28. The reply to the third question should therefore be that the term "proceedings concerned with the registration or validity of patents "does not include a dispute between an employee for whose invention a patent has been applied for or obtained and his employer, where the dispute relates to their respective rights in that patent arising out of the contract of employment.
Costs
29. The costs incurred by the governments of the federal Republic of Germany and the United Kingdom and by the Commission of the European communities, which have submitted observations to the Court, are not recoverable. As these proceedings are, in so far as the parties to the main proceedings are concerned, in the nature of a step in the action before the national Court, costs are a matter for that Court.
On those grounds,
THE COURT (fourth chamber),
In answer to the questions submitted to it by the hoge raad der nederlanden by judgment of 29 October 1982, hereby rules:
1. Article 19 of the convention requires the national Court to declare of its own motion that it has no jurisdiction whenever it finds that a Court of another contracting state has exclusive jurisdiction under article 16 of the convention, even in an appeal in cassation where the national rules of procedure limit the Court's reviewal to the grounds raised by the parties.
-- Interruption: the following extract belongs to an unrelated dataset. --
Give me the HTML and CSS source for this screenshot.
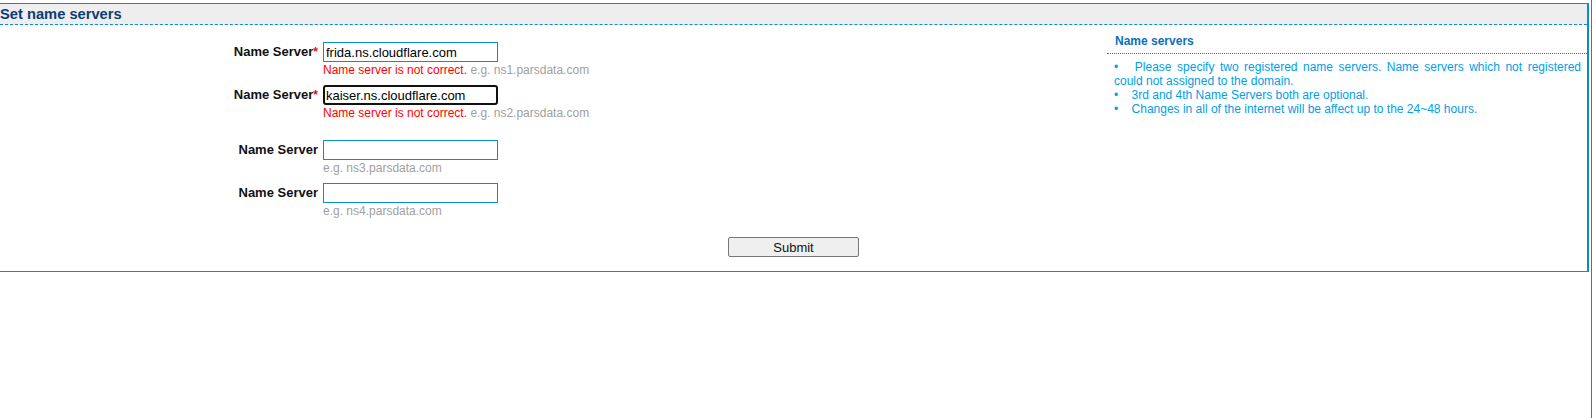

2. The term "proceedings concerned with the registration or validity of patents "contained in article 16 (4) must be regarded as an independent concept intended to have uniform application in all the contracting states.
3. The term "proceedings concerned with the registration or validity of patents "does not include a dispute between an employee for whose invention a patent has been applied for or obtained and his employer, where the dispute relates to their respective rights in that patent arising out of the contract of employment.